2. The improvement recited in claim 1 in which said closure door is sized to extend substantially fully across said passage when in said open position.

3. The improvement recited in claim 2 in which said closure door is hinged for angular movement and including means in said passage-forming means providing a stop engaging said door in its open position to locate the same in a passage blocking position.

4. The improvement recited in claim 1 including a releasable latch to retain said door in a closed position, and means for releasing said latch upon the occurrence of a predetermined excessive negative fluid pressure in said furnace chamber.

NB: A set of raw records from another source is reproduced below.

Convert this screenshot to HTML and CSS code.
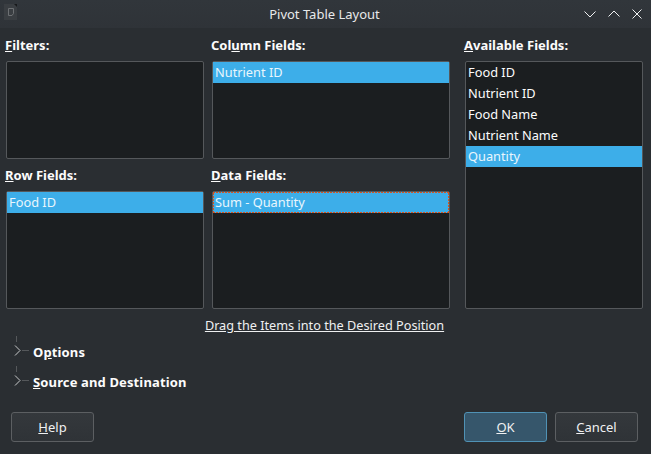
FILE: index.html
```html
<!DOCTYPE html>
<html>
  <head>
    <meta charset="utf-8" />
    <title>Pivot Table Layout</title>
    <link rel="stylesheet" href="styles.css">
  </head>

  <body>
    <div class="dialog">
      <header class="titlebar">
        <svg class="app-icon" width="18" height="18" viewBox="0 0 18 18">
          <rect x="1" y="1" width="13" height="16" fill="#3a3e42" />
          <path d="M5.500 5.500h5v5l-1.500 2h-3.500z" fill="none" stroke="#6d7073" />
          <path d="M11 1h3v3z" fill="#17191b" />
        </svg>
        <span class="title">Pivot Table Layout</span>
        <div class="window-buttons">
          <svg width="12" height="8" viewBox="0 0 12 8"><path d="M.5 1.500l5.500 5.500 5.500-5.500" /></svg>
          <svg width="12" height="8" viewBox="0 0 12 8"><path d="M.5 6.500l5.500-5.500 5.500 5.500" /></svg>
          <svg width="10" height="10" viewBox="0 0 10 10"><path d="M.5.500l9 9M9.500.500l-9 9" /></svg>
        </div>
      </header>

      <main class="fields">
        <section class="field filters">
          <h2><u>F</u>ilters:</h2>
          <ul class="list"></ul>
        </section>
        <section class="field columns">
          <h2>Col<u>u</u>mn Fields:</h2>
          <ul class="list"><li class="selected">Nutrient ID</li></ul>
        </section>
        <section class="field available">
          <h2><u>A</u>vailable Fields:</h2>
          <ul class="list">
            <li>Food ID</li>
            <li>Nutrient ID</li>
            <li>Food Name</li>
            <li>Nutrient Name</li>
            <li class="selected">Quantity</li>
          </ul>
        </section>
        <section class="field rows">
          <h2><u>R</u>ow Fields:</h2>
          <ul class="list"><li class="selected">Food ID</li></ul>
        </section>
        <section class="field data">
          <h2><u>D</u>ata Fields:</h2>
          <ul class="list"><li class="selected focused">Sum - Quantity</li></ul>
        </section>
      </main>

      <p class="hint">Drag the Items into the Desired Position</p>

      <div class="expander">
        <svg width="27" height="24" viewBox="0 0 27 24">
          <path class="guide" d="M10.500 0v6M16 14.500h7" />
          <path class="arrow" d="M9 9.500l5 5-5 5" />
        </svg>
        <span>O<u>p</u>tions</span>
      </div>
      <div class="expander">
        <svg width="27" height="24" viewBox="0 0 27 24">
          <path class="guide" d="M10.500 0v6M16 14.500h7" />
          <path class="arrow" d="M9 9.500l5 5-5 5" />
        </svg>
        <span><u>S</u>ource and Destination</span>
      </div>

      <footer class="buttons">
        <button><u>H</u>elp</button>
        <span class="spacer"></span>
        <button class="primary"><u>O</u>K</button>
        <button><u>C</u>ancel</button>
      </footer>
    </div>
  </body>
</html>
```

FILE: styles.css
```css
html {
  font-family: "Noto Sans", sans-serif;
  font-size: 13px;
}

body {
  margin: 0;
  background: #2a2e32;
  color: #fcfcfc;
}

.dialog {
  width: 651px;
  height: 454px;
  overflow: hidden;
}

.titlebar {
  height: 28px;
  display: flex;
  align-items: center;
  background: linear-gradient(#31363b, #2f3338);
  position: relative;
}
.app-icon {
  margin-left: 3px;
  margin-top: -4px;
}
.title {
  position: absolute;
  left: 0;
  right: 2px;
  text-align: center;
  color: #e8e9ea;
  line-height: 28px;
}
.window-buttons {
  margin-left: auto;
  margin-right: 9px;
  display: flex;
  align-items: center;
  gap: 12px;
  position: relative;
}
.window-buttons svg {
  fill: none;
  stroke: #eff0f1;
  stroke-width: 1;
}

.fields {
  display: grid;
  grid-template-columns: 198px 238px 185px;
  grid-template-rows: 98px 118px;
  grid-template-areas:
    "filters columns available"
    "rows data available";
  gap: 32px 8px;
  padding-top: 33px;
  padding-left: 6px;
}
.field {
  position: relative;
  display: flex;
  flex-direction: column;
  min-height: 0;
}
.filters { grid-area: filters; }
.columns { grid-area: columns; }
.rows { grid-area: rows; }
.data { grid-area: data; }
.available {
  grid-area: available;
  margin-left: 7px;
}

.field h2 {
  position: absolute;
  left: -1px;
  top: -26px;
  margin: 0;
  font-size: 13px;
  font-weight: bold;
  line-height: 20px;
  white-space: nowrap;
}

.list {
  flex: 1;
  list-style: none;
  margin: 0;
  padding: 0;
  background: #1b1e20;
  border: 1px solid #55585b;
  border-radius: 2px;
}
.list li {
  height: 21px;
  line-height: 21px;
  padding-left: 2px;
  font-size: 12.8px;
  color: #fcfcfc;
}
.list li.selected {
  background: #3daee9;
  color: #e9f6fd;
}
/* qt draws the focus rect as 2 on, 1 off */
.list li.focused {
  background:
    repeating-linear-gradient(90deg, #d9541e 0 2px, transparent 2px 3px) top / 100% 1px no-repeat,
    repeating-linear-gradient(90deg, #d9541e 0 2px, transparent 2px 3px) bottom / 100% 1px no-repeat,
    repeating-linear-gradient(0deg, #d9541e 0 2px, transparent 2px 3px) left / 1px 100% no-repeat,
    repeating-linear-gradient(0deg, #d9541e 0 2px, transparent 2px 3px) right / 1px 100% no-repeat,
    #3daee9;
}

.hint {
  margin: 6px 0 0;
  text-align: center;
  width: 649px;
  font-size: 12.7px;
  line-height: 20px;
  text-decoration: underline;
  color: #eff0f1;
}

.expander {
  display: flex;
  align-items: center;
  height: 30px;
  font-weight: bold;
  letter-spacing: 0.13px;
  padding-left: 6px;
}
.expander:first-of-type {
  margin-top: 2px;
}
.expander svg {
  fill: none;
  margin-top: -8px;
}
.expander .guide {
  stroke: #55585b;
}
.expander .arrow {
  stroke: #c8cacb;
}

.buttons {
  display: flex;
  gap: 8px;
  padding: 0 13px 0 11px;
  margin-top: 15px;
}
.spacer {
  flex: 1;
}
button {
  width: 83px;
  height: 30px;
  font: inherit;
  color: #eff0f1;
  background: linear-gradient(#34383c, #2f3337);
  border: 1px solid #5c5f62;
  border-radius: 3px;
  padding: 0;
}
button.primary {
  background: #36566b;
  border-color: #5092b5;
}
```
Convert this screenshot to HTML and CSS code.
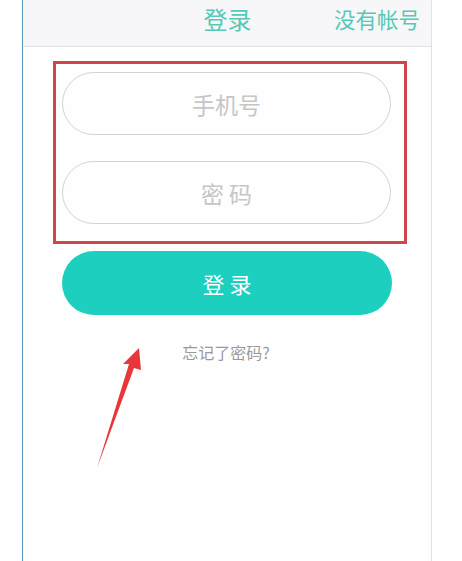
FILE: index.html
```html
<!DOCTYPE html>
<html lang="zh">
<head>
<meta charset="utf-8">
<title>登录</title>
<link rel="stylesheet" href="styles.css">
</head>
<body>
<div class="phone">
  <header class="topbar">
    <span class="spacer"></span>
    <span class="title">登录</span>
    <span class="signup">没有帐号</span>
  </header>
  <main class="content">
    <div class="form-box">
      <div class="field">手机号</div>
      <div class="field">密 码</div>
    </div>
    <button class="login-btn">登 录</button>
    <p class="forgot">忘记了密码?</p>
  </main>
  <svg class="arrow" width="60" height="130" viewBox="0 0 60 130">
    <polygon points="43,2 27,18 33,18 1,122 38,22 45,24" fill="#e8363a"/>
  </svg>
</div>
</body>
</html>
```

FILE: styles.css
```css
html, body {
  margin: 0;
  padding: 0;
  background: #ffffff;
}
body {
  font-family: "Noto Sans CJK SC", "Noto Sans", sans-serif;
}
.phone {
  position: relative;
  margin-left: 22px;
  width: 408px;
  height: 561px;
  border-left: 1px solid #5b93bb;
  border-right: 1px solid #d9e4ee;
  background: #fefefe;
}
.topbar {
  display: grid;
  grid-template-columns: 1fr auto 1fr;
  align-items: center;
  height: 46px;
  background: #f7f7f9;
  border-bottom: 1px solid #dde0e3;
}
.title {
  font-size: 24px;
  color: #55c9b5;
  line-height: 1;
  padding: 0 0 8px 1px;
}
.signup {
  justify-self: end;
  font-size: 21.5px;
  color: #55c9b5;
  line-height: 1;
  padding: 0 11px 8px 0;
}
.content {
  display: flex;
  flex-direction: column;
  align-items: flex-start;
}
.form-box {
  margin: 14px 0 0 30px;
  width: 342px;
  border: 3px solid #cf464a;
  padding: 8px 0 17px 6px;
  display: flex;
  flex-direction: column;
  gap: 26px;
}
.field {
  width: 327px;
  height: 61px;
  border: 1px solid #d2d2d2;
  border-radius: 32px;
  display: flex;
  align-items: center;
  justify-content: center;
  font-size: 23px;
  color: #c6c6c6;
  white-space: pre;
}
.login-btn {
  margin: 7px 0 0 39px;
  width: 330px;
  height: 64px;
  border: none;
  border-radius: 32px;
  background: #1ccfbf;
  color: #ffffff;
  font-family: "Noto Sans CJK SC", "Noto Sans", sans-serif;
  font-size: 22px;
  padding: 0;
}
.forgot {
  align-self: stretch;
  text-align: center;
  margin: 27px 0 0 0;
  font-size: 16px;
  line-height: 21px;
  color: #999999;
  padding-right: 2px;
}
.arrow {
  position: absolute;
  left: 73px;
  top: 346px;
}
```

5. The improvement recited in claim 4 in which said latch releasing means is an electrically actuated solenoid, and including means for actuating said solenoid including means for sensing fluid pressure in said furnace chamber.

6. The improvement recited in claim 1 including a plurality of openings disposed in laterally spaced positions in said passage-forming means.

7. The improvement recited in claim 6 in which each of the doors closing the respective openings is releasable to an open position at a different predetermined fluid pressure than the other doors.